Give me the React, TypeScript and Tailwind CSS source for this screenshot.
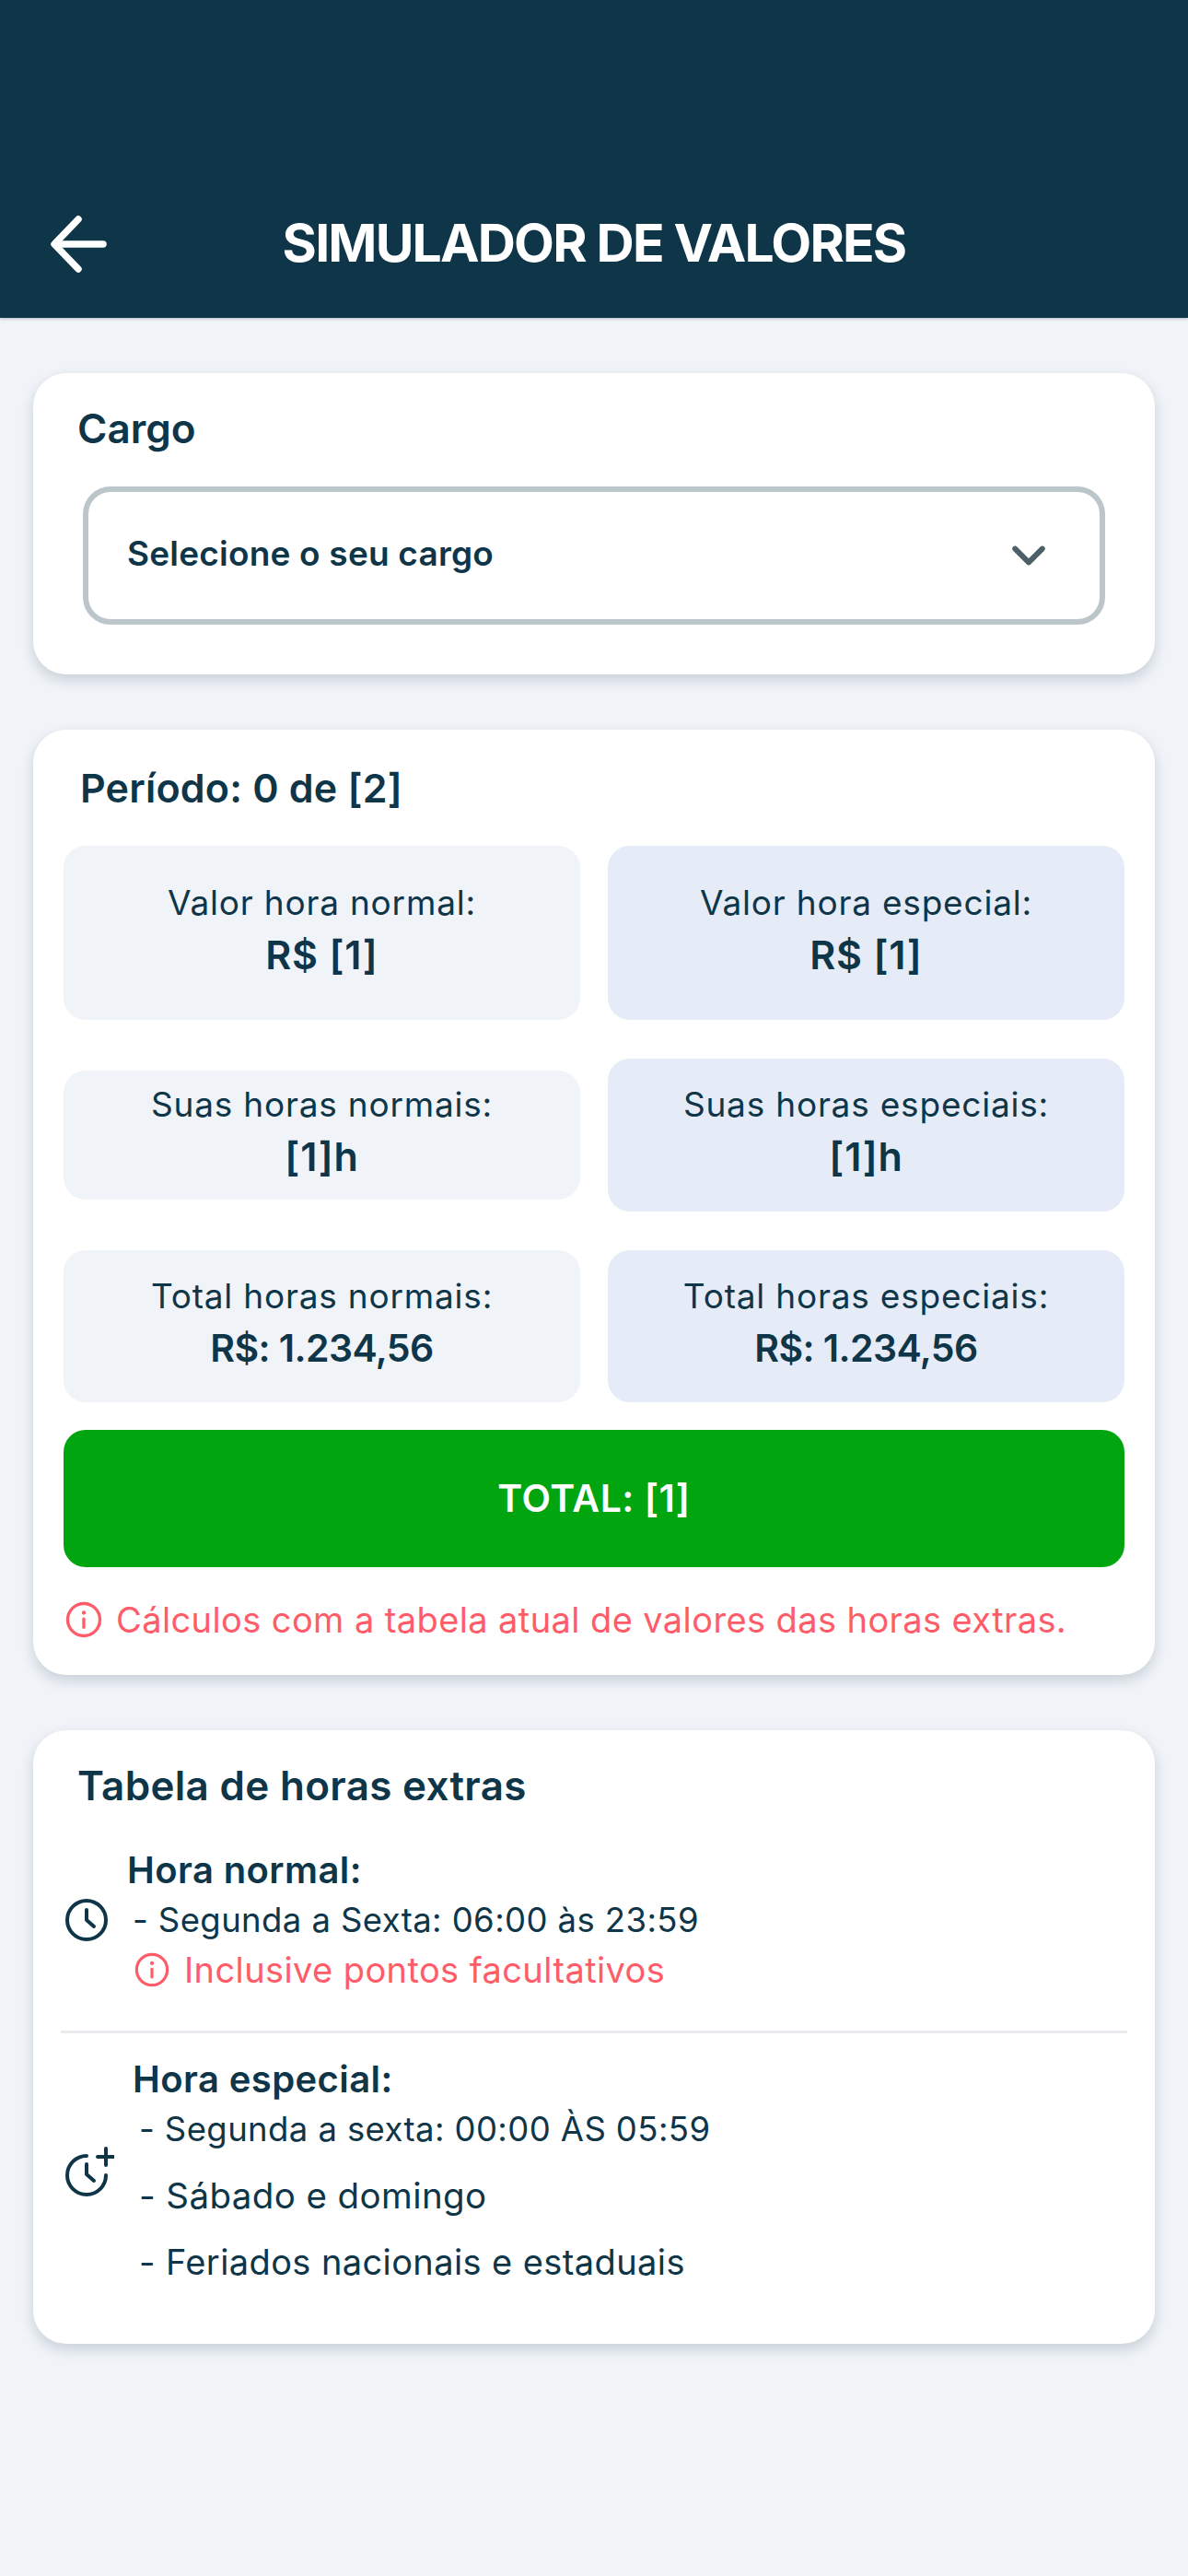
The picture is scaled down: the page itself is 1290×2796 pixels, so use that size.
import React from "react";

const font = { fontFamily: "Inter, 'Noto Sans', sans-serif" };

function Info({ size }: { size: number }) {
  return (
    <svg width={size} height={size} viewBox="0 0 24 24" fill="none" stroke="#ff5c69" strokeWidth="2" strokeLinecap="round" className="shrink-0">
      <circle cx="12" cy="12" r="10.5" />
      <path d="M12 11.5v5.5" />
      <path d="M12 7.4v.1" strokeWidth="2.6" />
    </svg>
  );
}

function Box({ label, value, blue, amount, cls }: { label: string; value: string; blue?: boolean; amount?: boolean; cls: string }) {
  return (
    <div className={`flex flex-col items-center justify-center rounded-[24px] pb-[6px] text-[#0f3549] ${blue ? "bg-[#e5ecf7]" : "bg-[#f0f3f8]"} ${cls}`}>
      <div className="text-[37px] leading-[48px] tracking-[0.8px]">{label}</div>
      <div className={amount ? "mt-[4px] text-[41px] leading-[56px] font-semibold tracking-[-0.6px]" : "mt-[4px] text-[43px] leading-[56px] font-semibold tracking-[0.8px]"}>{value}</div>
    </div>
  );
}

export default function App() {
  return (
    <div className="min-h-[2796px] w-[1290px] bg-[#f0f3f8] text-[#0f3549]" style={font}>
      <header className="relative flex h-[345px] items-end bg-[#0f3549] pb-[47px] shadow-[0_1px_3px_rgba(0,0,0,0.25)]">
        <div className="pl-[55px]">
          <svg width="62" height="66" viewBox="0 0 62 66" fill="none" stroke="#fff" strokeWidth="7.5" strokeLinecap="round" strokeLinejoin="round" className="block">
            <path d="M57 33H5" />
            <path d="M30 6 4 33l26 27" />
          </svg>
        </div>
        <h1 className="absolute right-0 bottom-[48px] left-0 text-center text-[57px] leading-[66px] font-bold tracking-[-1.8px] text-white">SIMULADOR DE VALORES</h1>
      </header>

      <main className="flex flex-col gap-[60px] px-[36px] pt-[60px]">
        <section className="h-[327px] rounded-[36px] bg-white pt-[32px] pr-[54px] pl-[48px] shadow-[0_6px_14px_rgba(15,53,73,0.18)]">
          <h2 className="text-[44px] leading-[56px] font-semibold">Cargo</h2>
          <div className="mt-[35px] ml-[6px] flex h-[150px] items-center justify-between rounded-[30px] border-[6px] border-[#bcc5ca] bg-white pr-[58px] pl-[42px]">
            <span className="pb-[5px] text-[37px] font-semibold tracking-[0.2px]">Selecione o seu cargo</span>
            <svg width="38" height="24" viewBox="0 0 40 26" fill="none" stroke="#4d5f69" strokeWidth="6.5" strokeLinecap="round" strokeLinejoin="round">
              <path d="M4 5l16 16L36 5" />
            </svg>
          </div>
        </section>

        <section className="h-[1026px] rounded-[36px] bg-white px-[33px] pt-[35px] shadow-[0_6px_14px_rgba(15,53,73,0.18)]">
          <h2 className="ml-[18px] text-[43px] leading-[56px] font-semibold tracking-[0.2px]">Período: 0 de [2]</h2>
          <div className="mt-[35px] flex flex-col gap-[42px]">
            <div className="grid grid-cols-2 items-center gap-[30px]">
              <Box label="Valor hora normal:" value="R$ [1]" cls="h-[189px]" />
              <Box label="Valor hora especial:" value="R$ [1]" blue cls="h-[189px]" />
            </div>
            <div className="grid grid-cols-2 items-center gap-[30px]">
              <Box label="Suas horas normais:" value="[1]h" cls="h-[140px]" />
              <Box label="Suas horas especiais:" value="[1]h" blue cls="h-[166px]" />
            </div>
            <div className="grid grid-cols-2 items-center gap-[30px]">
              <Box label="Total horas normais:" value="R$: 1.234,56" amount cls="h-[165px]" />
              <Box label="Total horas especiais:" value="R$: 1.234,56" amount blue cls="h-[165px]" />
            </div>
          </div>
          <div className="mt-[30px] flex h-[149px] items-center justify-center rounded-[24px] bg-[#00a510] text-[41px] font-semibold tracking-[0.5px] text-white">TOTAL: [1]</div>
          <div className="mt-[31px] ml-[2px] flex items-center gap-[15px] text-[#ff5c69]">
            <Info size={40} />
            <span className="text-[38px] leading-[52px] tracking-[0.4px] whitespace-nowrap">Cálculos com a tabela atual de valores das horas extras.</span>
          </div>
        </section>

        <section className="h-[666px] rounded-[36px] bg-white px-[30px] pt-[32px] shadow-[0_6px_14px_rgba(15,53,73,0.18)]">
          <h2 className="ml-[18px] text-[44px] leading-[56px] font-semibold tracking-[0.3px]">Tabela de horas extras</h2>
          <div className="mt-[38px] flex items-center">
            <svg width="48" height="48" viewBox="0 0 24 24" fill="none" stroke="#0f3549" strokeWidth="2" strokeLinecap="round" strokeLinejoin="round" className="ml-[4px] shrink-0">
              <circle cx="12" cy="12" r="10.5" />
              <path d="M12 6.5V12l4 3.5" />
            </svg>
            <div className="ml-[20px]">
              <div className="text-[40px] leading-[52px] font-semibold tracking-[0.4px]">Hora normal:</div>
              <div className="ml-[6px] text-[36.5px] leading-[56px] tracking-[0.4px]">- Segunda a Sexta: 06:00 às 23:59</div>
              <div className="ml-[8px] flex items-center gap-[16px] text-[#ff5c69]">
                <Info size={38} />
                <span className="text-[38px] leading-[52px] tracking-[0.4px]">Inclusive pontos facultativos</span>
              </div>
            </div>
          </div>
          <div className="mt-[40px] h-[3px] bg-[#e9ebee]" />
          <div className="mt-[24px] flex items-center">
            <svg width="54" height="54" viewBox="0 0 27 27" fill="none" stroke="#0f3549" strokeWidth="2" strokeLinecap="round" strokeLinejoin="round" className="ml-[4px] shrink-0">
              <path d="M12 5a10.5 10.5 0 1 0 10.5 10.5" />
              <path d="M12 9.5V15l4 3.5" />
              <path d="M22.5 1v9M18 5.5h9" />
            </svg>
            <div className="ml-[20px]">
              <div className="text-[40px] leading-[52px] font-semibold tracking-[0.4px]">Hora especial:</div>
              <div className="ml-[7px] flex flex-col tracking-[0.4px]">
                <div className="text-[36.5px] leading-[56px]">- Segunda a sexta: 00:00 ÀS 05:59</div>
                <div className="mt-[16px] text-[38.5px] leading-[56px]">- Sábado e domingo</div>
                <div className="mt-[16px] text-[38px] leading-[56px]">- Feriados nacionais e estaduais</div>
              </div>
            </div>
          </div>
        </section>
      </main>
    </div>
  );
}
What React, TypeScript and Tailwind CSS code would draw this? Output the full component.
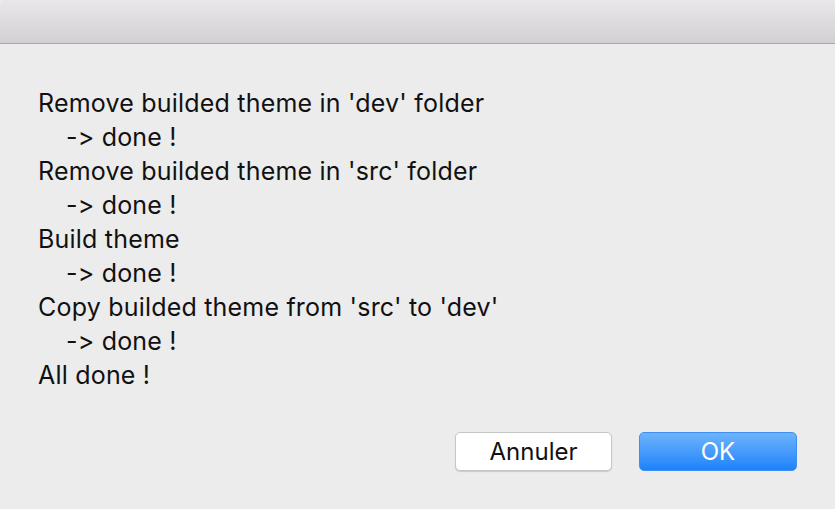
import React from "react";

const lines: { text: string; indent?: boolean }[] = [
  { text: "Remove builded theme in 'dev' folder" },
  { text: "-> done !", indent: true },
  { text: "Remove builded theme in 'src' folder" },
  { text: "-> done !", indent: true },
  { text: "Build theme" },
  { text: "-> done !", indent: true },
  { text: "Copy builded theme from 'src' to 'dev'" },
  { text: "-> done !", indent: true },
  { text: "All done !" },
];

export default function App() {
  return (
    <div
      className="w-[835px] h-[509px] flex flex-col bg-[#ececec] overflow-hidden [font-feature-settings:'calt'_0,'liga'_0]"
      style={{ fontFamily: "Inter, 'Liberation Sans', Arial, sans-serif" }}
    >
      <div className="h-[44px] shrink-0 bg-gradient-to-b from-[#e9e7e9] to-[#d2d0d2] border-b border-[#a9a9a9] rounded-t-[5px]" />
      <div className="flex-1 flex flex-col pl-[38px] pr-[38px] pt-[42px]">
        <div className="flex flex-col text-[25px] leading-[34px] tracking-[0.2px] text-[#111]">
          {lines.map((l, i) => (
            <div key={i} className={l.indent ? "pl-[28px]" : ""}>
              {l.text}
            </div>
          ))}
        </div>
        <div className="flex justify-end gap-[27px] mt-[40px]">
          <button className="w-[157px] h-[39px] bg-white rounded-[5px] border border-[#c6c6c6] shadow-[0_1px_1px_rgba(0,0,0,0.15)] text-[24px] text-[#111]">
            Annuler
          </button>
          <button className="w-[158px] h-[39px] rounded-[5px] bg-gradient-to-b from-[#6cb3fa] to-[#1a82fb] border border-[#3d8ff5] text-[24px] text-white">
            OK
          </button>
        </div>
      </div>
    </div>
  );
}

SET TASK:
Pull every line containing the word "React" out of the entries above.

EXERCISE RESPONSE:
Give me the React, TypeScript and Tailwind CSS source for this screenshot.
import React from "react";
What React, TypeScript and Tailwind CSS code would draw this? Output the full component.
import React from "react";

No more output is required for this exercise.